If SUBMARINE looked like it was entirely shot on Polaroid, THE DOUBLE feels like it could have been shot entirely in one dark, dank basement, with a few costume changes. I know you had an abandoned warehouse for your set here, which would have helped concrete your world, but it’s often in the edit suite that you really see what you’ve created… RA: Yeah, you never know until the end. And everything is hard, in a way that’s ultimately interesting. Philip Roth once said, ‘Writing’s not hard, it’s a nightmare’, and so, you know, you can’t say it’s hard in the true sense – that would be pathetic – but it’s nightmarish. It’s of your own making, and who the hell are you to complain? It’s a weird obsession, and it’s never quite right… The great thing about a film is that you’re surrounded by people that you really like, and who are interesting and brilliant, and all of whom you are taking their advice on everything. You have actors who are imbuing things with life that felt dead before, and a cameraman who can make something that looked ordinary suddenly look extraordinary. And the costume designer, who weaves their magic. So, you have all of these people, but you can still struggle with the worry that it might not all work. It’s such a strange way of doing something. Factory-like, and so prolonged – 53 days to make something that’s 90 minutes. It’s absurd. And you manage just over a minute and a half a day, and it’s embarrassing. But yeah, it’s very difficult to know what you’re making, and no one would ever intends for a film to be awful, but, often it is…

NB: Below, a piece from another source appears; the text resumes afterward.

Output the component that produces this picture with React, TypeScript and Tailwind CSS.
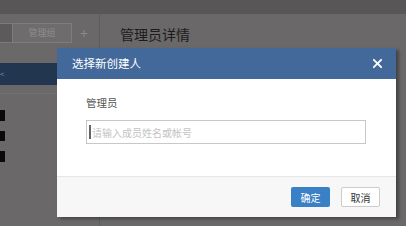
import React from 'react';

const cjk = { fontFamily: '"Noto Sans CJK SC", "Liberation Sans", sans-serif' };

const App: React.FC = () => {
  return (
    <div className="relative w-[406px] h-[226px] overflow-hidden bg-[#6a6868]" style={cjk}>
      {/* dimmed page behind */}
      <div className="h-[14px] bg-[#585656]" />
      <div className="flex h-[212px]">
        <div className="w-[100px] shrink-0 border-r border-[#5e5c5c] flex flex-col">
          <div className="flex items-center pt-[9px] h-[29px]">
            <div className="w-[12px] h-[20px] bg-[#5c5a5a] border-y border-[#7c7a7a]" />
            <div className="w-[60px] h-[20px] border border-[#7e7c7c] bg-[#6e6c6c] flex items-center justify-center text-[9px] text-[#8e8c8c]">
              管理组
            </div>
            <span className="ml-[8px] text-[14px] leading-none text-[#8a8888]">+</span>
          </div>
          <div className="mt-[20px] h-[22px] bg-[#233650] flex items-center text-[8px] text-[#6f8fb8]">
            <span>&lt;</span>
          </div>
          <div className="h-[1px] bg-[#727070] mt-[8px]" />
          <div className="flex flex-col gap-[10px] mt-[16px]">
            <div className="w-[5px] h-[11px] bg-[#0a0a0a]" />
            <div className="w-[5px] h-[10px] bg-[#0a0a0a]" />
            <div className="w-[5px] h-[11px] bg-[#0a0a0a]" />
          </div>
        </div>
        <div className="flex-1 pl-[20px] pt-[10px]">
          <div className="text-[14px] leading-[20px] text-[#1c1c1c]">管理员详情</div>
        </div>
      </div>

      {/* modal */}
      <div className="absolute left-[57px] top-[48px] w-[339px] h-[169px] bg-white flex flex-col shadow-[3px_2px_3px_rgba(0,0,0,0.35)]">
        <div className="h-[31px] bg-[#43699a] flex items-center justify-between pl-[15px] pr-[13px]">
          <span className="text-[11.5px] text-white">选择新创建人</span>
          <svg width="11" height="11" viewBox="0 0 12 12">
            <path d="M2 2 L10 10 M10 2 L2 10" stroke="#ffffff" strokeWidth="2" strokeLinecap="round" />
          </svg>
        </div>
        <div className="h-[97px] pl-[29px] pt-[17px]">
          <div className="text-[10.5px] leading-[14px] text-[#555555]">管理员</div>
          <div className="mt-[10px] w-[280px] h-[24px] border border-[#c8c8c8] flex items-center pl-[2px]">
            <div className="w-[2px] h-[14px] bg-[#666666]" />
            <span className="ml-[1px] text-[10px] text-[#c4c4c4]">请输入成员姓名或帐号</span>
          </div>
        </div>
        <div className="flex-1 bg-[#f7f7f7] border-t border-[#e6e6e6] flex items-center justify-end gap-[11px] pr-[16px]">
          <button className="w-[39px] h-[20px] bg-[#3a80c6] text-white text-[10px] rounded-[2px]">确定</button>
          <button className="w-[39px] h-[20px] bg-white border border-[#cccccc] text-[#333333] text-[10px] rounded-[2px]">取消</button>
        </div>
      </div>
    </div>
  );
};

export default App;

You’ve been rubbing shoulders with some very heavy hitters, with the likes of Ben Stiller and Jonah Hill, and you’ve got two very big stars leading your little movie too. Do you feel an obligation to have success, given that this window of great opportunity right now… RA: You don’t want the people who have been kind enough to invest in your work to be financially decimated. But really, there’s no way to insure that something is popular, and success is such a hard thing to know what that is, particularly. I guess both of these films have been made in Britain, and this film came from America really, in that it was Avi’s idea to adapt the book – and I feel grateful to him – so, I don’t feel any kind of proprietary thing over it… I’m not sure that there’s an answer in that rambling sentence, but, you know, you make something as though it’s something that you really love, that someone is going to really love it. It’s like you’re making it for one person, rather than a group of people.

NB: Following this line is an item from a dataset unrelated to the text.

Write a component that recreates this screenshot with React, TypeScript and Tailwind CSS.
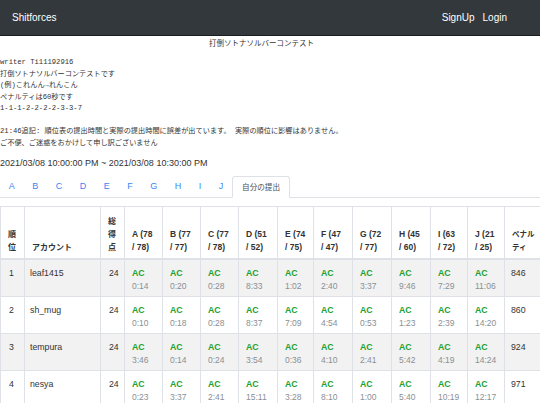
import React from "react";

type Row = {
  rank: number;
  name: string;
  score: number;
  times: string[];
  penalty: number;
};

const problems = [
  ["A", "78 / 78"],
  ["B", "77 / 77"],
  ["C", "77 / 78"],
  ["D", "51 / 52"],
  ["E", "74 / 75"],
  ["F", "47 / 47"],
  ["G", "72 / 77"],
  ["H", "45 / 60"],
  ["I", "63 / 72"],
  ["J", "21 / 25"],
];

const rows: Row[] = [
  { rank: 1, name: "leaf1415", score: 24, times: ["0:14", "0:20", "0:28", "8:33", "1:02", "2:40", "3:37", "9:46", "7:29", "11:06"], penalty: 846 },
  { rank: 2, name: "sh_mug", score: 24, times: ["0:10", "0:18", "0:28", "8:37", "7:09", "4:54", "0:53", "1:23", "2:39", "14:20"], penalty: 860 },
  { rank: 3, name: "tempura", score: 24, times: ["3:46", "0:14", "0:24", "3:54", "0:36", "4:10", "2:41", "5:42", "4:19", "14:24"], penalty: 924 },
  { rank: 4, name: "nesya", score: 24, times: ["0:23", "3:37", "2:41", "15:11", "3:28", "8:10", "1:00", "5:40", "10:19", "12:17"], penalty: 971 },
];

// 列幅（px）
const colWidths = [24, 76, 24, 38, 38, 38, 39, 36, 39, 39, 39, 37, 37, 36];

const statement = `writer Ti11192916
打倒ソトナソルバーコンテストです
(例)これんん→れんこん
ペナルティは60秒です
1-1-1-2-2-2-2-3-3-7

21:46追記: 順位表の提出時間と実際の提出時間に誤差が出ています。 実際の順位に影響はありません。
ご不便、ご迷惑をおかけして申し訳ございません`;

function Navbar() {
  return (
    <nav className="h-[36px] bg-[#33383d] border-b border-[#1b1e21] flex items-center pl-[12px] pr-[33px]">
      <span className="text-white text-[10px]">Shitforces</span>
      <div className="ml-auto flex items-center gap-[8px] text-white text-[10px]">
        <span>SignUp</span>
        <span>Login</span>
      </div>
    </nav>
  );
}

function Tabs() {
  const letters = problems.map((p) => p[0]);
  return (
    <div className="flex items-end h-[21px] border-b border-[#dee2e6]">
      {letters.map((l) => (
        <span key={l} className="px-[8.75px] h-[21px] leading-[21px] text-[9px] text-[#3a86f5]">
          {l}
        </span>
      ))}
      <span className="px-[9px] h-[22px] leading-[21px] -mb-px text-[7.6px] text-[#495057] bg-white border border-b-white border-[#dee2e6] rounded-t-[3px]">
        自分の提出
      </span>
    </div>
  );
}

function Standings() {
  return (
    <table className="table-fixed border-collapse w-[540px] text-[#333]">
      <colgroup>
        {colWidths.map((w, i) => (
          <col key={i} style={{ width: w }} />
        ))}
      </colgroup>
      <thead>
        <tr className="align-bottom">
          <th className="border border-b-2 border-[#dee2e6] pl-[7px] pr-[2px] pt-[8px] pb-[4px] text-left text-[8px] font-bold leading-[13px]">
            順<br />位
          </th>
          <th className="border border-b-2 border-[#dee2e6] px-[7px] pt-[8px] pb-[4px] text-left text-[8px] font-bold leading-[13px]">
            アカウント
          </th>
          <th className="border border-b-2 border-[#dee2e6] pl-[7px] pr-[2px] pt-[8px] pb-[4px] text-left text-[8px] font-bold leading-[13px]">
            総<br />得<br />点
          </th>
          {problems.map(([l, s]) => (
            <th
              key={l}
              className="border border-b-2 border-[#dee2e6] pl-[7px] pr-[2px] pt-[8px] pb-[4px] text-left text-[8.5px] font-bold leading-[13px] whitespace-nowrap"
            >
              {l} ({s.split(" / ")[0]}
              <br />/ {s.split(" / ")[1]})
            </th>
          ))}
          <th className="border border-b-2 border-[#dee2e6] pl-[7px] pr-[2px] pt-[8px] pb-[4px] text-left text-[7.5px] font-bold leading-[13px] whitespace-nowrap">
            ペナル<br />ティ
          </th>
        </tr>
      </thead>
      <tbody>
        {rows.map((r, idx) => (
          <tr key={r.rank} className={idx % 2 === 0 ? "align-top bg-[#f2f2f2]" : "align-top bg-white"}>
            <td className="border border-[#dee2e6] pl-[8px] pt-[7px] pb-[4px] text-[8.75px] leading-[13px]">{r.rank}</td>
            <td className="border border-[#dee2e6] pl-[5px] pt-[7px] pb-[4px] text-[8.75px] leading-[13px]">{r.name}</td>
            <td className="border border-[#dee2e6] pl-[8px] pt-[7px] pb-[4px] text-[8.75px] leading-[13px]">{r.score}</td>
            {r.times.map((t, i) => (
              <td key={i} className="border border-[#dee2e6] pl-[7px] pt-[7px] pb-[4px]">
                <div className="text-[8.75px] leading-[13px] font-bold text-[#22a12f]">AC</div>
                <div className="text-[8.5px] leading-[12px] text-[#8a8f94]">{t}</div>
              </td>
            ))}
            <td className="border border-[#dee2e6] pl-[6px] pt-[7px] pb-[4px] text-[8.75px] leading-[13px]">{r.penalty}</td>
          </tr>
        ))}
      </tbody>
    </table>
  );
}

export default function App() {
  return (
    <div className="w-[540px] min-h-[403px] bg-white font-['Liberation_Sans','Noto_Sans_CJK_JP',sans-serif] overflow-hidden">
      <Navbar />

      {/* コンテスト名 */}
      <div className="pr-[17px] text-center text-[7.5px] leading-[14px] text-[#333] mt-px">打倒ソトナソルバーコンテスト</div>

      {/* 問題文 */}
      <pre className="mt-[6px] whitespace-pre font-['Liberation_Mono','Noto_Sans_CJK_JP',monospace] text-[7.2px] leading-[11.5px] text-[#333]">
        {statement}
      </pre>

      {/* 開催期間 */}
      <div className="mt-[7px] text-[9px] leading-[14px] text-[#333]">
        2021/03/08 10:00:00 PM ~ 2021/03/08 10:30:00 PM
      </div>

      <div className="mt-[7px]">
        <Tabs />
      </div>

      <div className="mt-[8px]">
        <Standings />
      </div>
    </div>
  );
}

Have you told your investors this…? RA: Not yet, no. If you think of trying to please a large group of people, that begins to feel a little dehumanizing. Like you’re working in advertising, where they might go, ‘Hey, this is what kids want’. And that’s not always a good way to to go. When you try to please lots of people, you end up with The Monkees, who were kind of good. If you aim to please yourself first, you end up with The Beatles. I think if you make something that you really like, there’s a good chance that other people will like it. Who would have focused-grouped The White Stripes – they seem like a terrible idea, but they’re great. So, you never know. It could be awful, the stuff I do, but I’m not trying to please everybody. I just don’t know how you’d do that. No one has the imaginative capacity to work out what two million people will love.